Exploring the raw emotion of endings
New photo book takes a look at the range of feelings that can happen in response to love lost
TORONTO — It’s the end of a love story, not the beginning, that fascinates photographer Caitlin Cronenberg and set designer Jessica Ennis.
They wanted to detail the raw, messy, gut-wrenching emotions of a breakup in an elaborate new photo book, enlisting actresses including Julianne Moore, Keira Knightley, Tatiana Maslany and Imogen Poots.
Each of the 28 stories in The Endings could have been films themselves, acknowledges Cronenberg, who took a cinematic approach to crafting the book by drafting elaborate backstories and leaning on Ennis for detailed sets and props to build entire worlds for each scene.
It all began with the two Toronto friends sharing their own stories of heartbreak, and hearing the “universal” experiences of friends and colleagues who had similar accounts of being overwhelmed by emotion upon losing love.
“As Jess and I were exploring the topic we realized just how much it bonds people together. You can talk about your insane breakup and your ex and a person you just meet will say, ‘Oh my God, I just had a similar experience,’ and all of a sudden you’re bonded,” says Cronenberg.
“There’s a certain romance in something ending, and I think that we sort of shot it in that way,” adds Ennis. “When you look at the photos we kept referencing, New York, I Love You, and these short films about love.”
In one collection, Patricia Clarkson plays a woman crouching in the shadows of a campus library book stack, waiting to meet her muchyounger lover for a clandestine rendezvous.
In another, Juno Temple appears as a heartbroken woman who spirals into risky behaviour after her loss, while elsewhere, a naked Alison Pill is smeared with blue paint and swoons in front of an art installation she dedicates to her unrequited love.
“Every person has an emotional response to love ending and it’s not always negative, it’s not always crying. (There’s) relief, exuberance, devastation — these are all the things you can experience with a relationship ending, and we wanted to run the gamut on that and see if we could tell all of those stories, or a wide range,” says Cronenberg.

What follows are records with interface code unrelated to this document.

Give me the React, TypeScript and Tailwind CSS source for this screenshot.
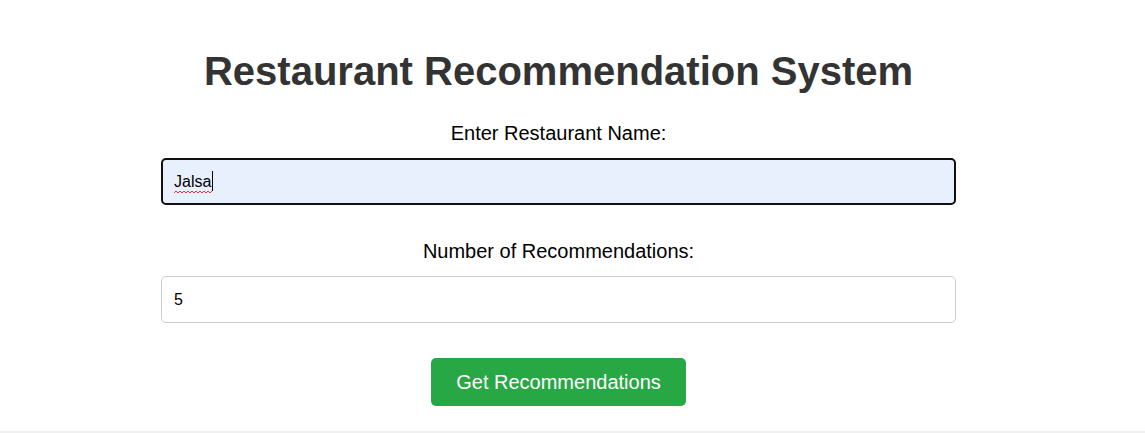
import { useState } from 'react'

const App = () => {
  const [name, setName] = useState('Jalsa')
  const [count, setCount] = useState('5')

  return (
    <div className="min-h-screen bg-white font-['Liberation_Sans',Arial,sans-serif]">
      <div className="h-[431px] flex">
        <form
          className="ml-[161px] w-[795px] pt-[48px] flex flex-col items-center"
          onSubmit={(e) => e.preventDefault()}
        >
          <h1 className="text-[40px] leading-[46px] font-bold text-[#333]">
            Restaurant Recommendation System
          </h1>

          {/* Restaurant name */}
          <label htmlFor="restaurant" className="mt-[29px] text-[20px] leading-[21px] text-black">
            Enter Restaurant Name:
          </label>
          <div className="relative mt-[14px] w-full">
            <input
              id="restaurant"
              value={name}
              onChange={(e) => setName(e.target.value)}
              className="w-full h-[47px] px-[11px] text-[16px] text-black bg-[#e8f0fe] border-2 border-[#101010] rounded-[5px] outline-none"
            />
            {/* spellcheck squiggle + caret */}
            <svg className="absolute left-[13px] top-[32px] pointer-events-none" width="38" height="4" viewBox="0 0 38 4">
              <path d="M0 3 L2 1 L4 3 L6 1 L8 3 L10 1 L12 3 L14 1 L16 3 L18 1 L20 3 L22 1 L24 3 L26 1 L28 3 L30 1 L32 3 L34 1 L36 3 L38 1" fill="none" stroke="#e53935" strokeWidth="1" />
            </svg>
            <div className="absolute left-[51px] top-[13px] w-px h-[20px] bg-black pointer-events-none" />
          </div>

          {/* Count */}
          <label htmlFor="count" className="mt-[36px] text-[20px] leading-[21px] text-black">
            Number of Recommendations:
          </label>
          <input
            id="count"
            type="number"
            value={count}
            onChange={(e) => setCount(e.target.value)}
            className="mt-[14px] w-full h-[47px] px-[12px] text-[16px] text-black bg-white border border-[#ccc] rounded-[5px] outline-none [appearance:textfield] [&::-webkit-inner-spin-button]:appearance-none"
          />

          <button
            type="submit"
            className="mt-[35px] h-[48px] px-[25px] rounded-[5px] bg-[#28a745] text-white text-[20px]"
          >
            Get Recommendations
          </button>
        </form>
      </div>
      <div className="h-[2px] bg-[#f0f0f0]" />
    </div>
  )
}

export default App
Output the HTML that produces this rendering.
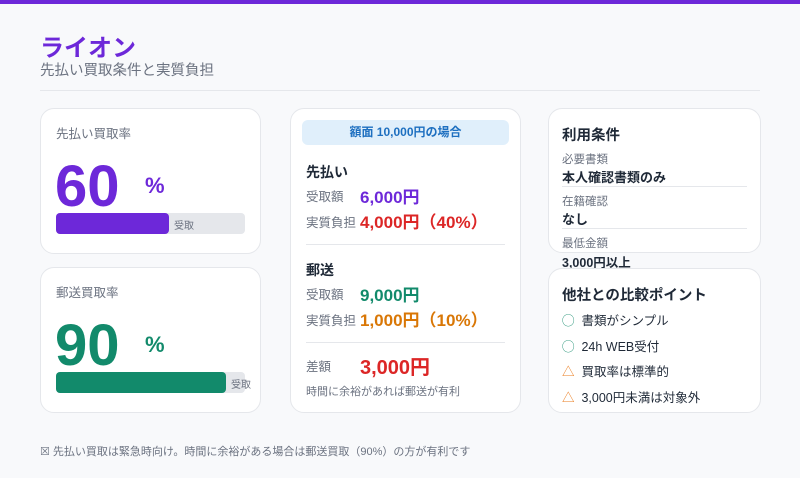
<!DOCTYPE html>
<html><head><meta charset="utf-8"><style>
*{margin:0;padding:0;box-sizing:border-box}
body{width:800px;height:478px;background:#f8f9fb;font-family:"Liberation Sans","Noto Sans CJK JP",sans-serif;position:relative;overflow:hidden;color:#1f2937}
.top{position:absolute;left:0;top:0;width:800px;height:4px;background:#6d28d9}
.card{position:absolute;background:#fff;border:1px solid #e5e7eb;border-radius:14px}
.abs{position:absolute;white-space:nowrap}
.lbl{font-size:12.5px;color:#6b7280}
</style></head><body>
<div class="top"></div>
<div class="abs" style="left:40px;top:33px;font-size:24px;font-weight:bold;color:#6d28d9;line-height:32px">ライオン</div>
<div class="abs" style="left:40px;top:61px;font-size:14.5px;color:#6b7280;line-height:20px">先払い買取条件と実質負担</div>
<div class="abs" style="left:40px;top:90px;width:720px;height:1px;background:#e5e7eb"></div>

<div class="card" style="left:40px;top:108px;width:221px;height:146px">
<div class="abs lbl" style="left:15px;top:14px">先払い買取率</div>
<div class="abs" style="left:14px;top:44px;font-size:58px;font-weight:bold;color:#6d28d9;line-height:68px">60</div>
<div class="abs" style="left:104px;top:64px;font-size:22px;font-weight:bold;color:#6d28d9">%</div>
<div class="abs" style="left:15px;top:104px;width:189px;height:21px;background:#e5e7eb;border-radius:4px"></div>
<div class="abs" style="left:15px;top:104px;width:113px;height:21px;background:#6d28d9;border-radius:4px"></div>
<div class="abs" style="left:133px;top:108px;font-size:10px;color:#6b7280">受取</div>
</div>

<div class="card" style="left:40px;top:267px;width:221px;height:146px">
<div class="abs lbl" style="left:15px;top:14px">郵送買取率</div>
<div class="abs" style="left:14px;top:44px;font-size:58px;font-weight:bold;color:#128a6b;line-height:68px">90</div>
<div class="abs" style="left:104px;top:64px;font-size:22px;font-weight:bold;color:#128a6b">%</div>
<div class="abs" style="left:15px;top:104px;width:189px;height:21px;background:#e5e7eb;border-radius:4px"></div>
<div class="abs" style="left:15px;top:104px;width:170px;height:21px;background:#128a6b;border-radius:4px"></div>
<div class="abs" style="left:190px;top:108px;font-size:10px;color:#6b7280">受取</div>
</div>

<div class="card" style="left:290px;top:108px;width:231px;height:305px">
<div class="abs" style="left:11px;top:11px;width:207px;height:25px;background:#e0effb;border-radius:6px;text-align:center;font-size:12px;font-weight:bold;color:#1d6fc0;line-height:25px">額面 10,000円の場合</div>
<div class="abs" style="left:15px;top:53px;font-size:14px;font-weight:bold">先払い</div>
<div class="abs lbl" style="left:15px;top:77px">受取額</div>
<div class="abs" style="left:69px;top:74px;font-size:17px;font-weight:bold;color:#6d28d9">6,000円</div>
<div class="abs lbl" style="left:15px;top:103px">実質負担</div>
<div class="abs" style="left:69px;top:99px;font-size:17px;font-weight:bold;color:#dc2626">4,000円（40%）</div>
<div class="abs" style="left:15px;top:135px;width:199px;height:1px;background:#e5e7eb"></div>
<div class="abs" style="left:15px;top:151px;font-size:14px;font-weight:bold">郵送</div>
<div class="abs lbl" style="left:15px;top:175px">受取額</div>
<div class="abs" style="left:69px;top:172px;font-size:17px;font-weight:bold;color:#128a6b">9,000円</div>
<div class="abs lbl" style="left:15px;top:201px">実質負担</div>
<div class="abs" style="left:69px;top:197px;font-size:17px;font-weight:bold;color:#d97706">1,000円（10%）</div>
<div class="abs" style="left:15px;top:233px;width:199px;height:1px;background:#e5e7eb"></div>
<div class="abs lbl" style="left:15px;top:247px">差額</div>
<div class="abs" style="left:69px;top:242px;font-size:20px;font-weight:bold;color:#dc2626">3,000円</div>
<div class="abs" style="left:15px;top:274px;font-size:11px;color:#6b7280">時間に余裕があれば郵送が有利</div>
</div>

<div class="card" style="left:548px;top:108px;width:213px;height:145px">
<div class="abs" style="left:13px;top:15px;font-size:14.5px;font-weight:bold">利用条件</div>
<div class="abs" style="left:13px;top:42px;font-size:11.5px;color:#6b7280">必要書類</div>
<div class="abs" style="left:13px;top:58px;font-size:13px;font-weight:bold">本人確認書類のみ</div>
<div class="abs" style="left:13px;top:77px;width:185px;height:1px;background:#e5e7eb"></div>
<div class="abs" style="left:13px;top:84px;font-size:11.5px;color:#6b7280">在籍確認</div>
<div class="abs" style="left:13px;top:100px;font-size:13px;font-weight:bold">なし</div>
<div class="abs" style="left:13px;top:119px;width:185px;height:1px;background:#e5e7eb"></div>
<div class="abs" style="left:13px;top:126px;font-size:11.5px;color:#6b7280">最低金額</div>
<div class="abs" style="left:13px;top:143px;font-size:12.5px;font-weight:bold">3,000円以上</div>
</div>

<div class="card" style="left:548px;top:268px;width:213px;height:145px">
<div class="abs" style="left:13px;top:15px;font-size:14.5px;font-weight:bold">他社との比較ポイント</div>
<div class="abs" style="left:13px;top:41px;font-size:12.5px"><span style="color:#128a6b">◯</span>&nbsp; 書類がシンプル</div>
<div class="abs" style="left:13px;top:67px;font-size:12.5px"><span style="color:#128a6b">◯</span>&nbsp; 24h WEB受付</div>
<div class="abs" style="left:13px;top:92px;font-size:12.5px"><span style="color:#ea7b1c">△</span>&nbsp; 買取率は標準的</div>
<div class="abs" style="left:13px;top:118px;font-size:12.5px"><span style="color:#ea7b1c">△</span>&nbsp; 3,000円未満は対象外</div>
</div>

<div class="abs" style="left:40px;top:443px;font-size:11px;color:#6b7280">☒ 先払い買取は緊急時向け。時間に余裕がある場合は郵送買取（90%）の方が有利です</div>
</body></html>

The intensely intimate shoots consisted largely of just Ennis, Cronenberg and their actress. Cronenberg says she encouraged each woman to move freely through the scene uninterrupted, and to embody whatever emotion that came to her as she immersed herself in the character.
“It was really hard to cut some of them. Noomi (Rapace) really comes to mind because we had a playlist going of songs that were inspiring the mood, and she was just going for it, and she kept coming up with new things: she was putting rings on her toes, she was pulling pages out of books and making little castles and doing all this incredible stuff with the props,” she says of the star of The Girl with the Dragon Tattoo, who plays a jilted woman who insists on living alone.
It took seven years to co-ordinate the whole project, with the duo producing every element. They shot in Toronto, New York and London, and captured between 1,200 and 4,000 stills for each story, but some ended up whittled down to just one image for the book, says Cronenberg.
Despite Cronenberg’s auspicious movie lineage (her father is director David Cronenberg) she says she has no aspirations to make a feature film herself. “I appreciate film, and I love watching films ... but I just really love the feeling of capturing a moment,” she says.
The duo did make a short film inspired by the book, which will premiere Sept. 10 at an event co-hosted by the Toronto International Film Festival. The book launches with a party Tuesday at Toronto Fashion Week.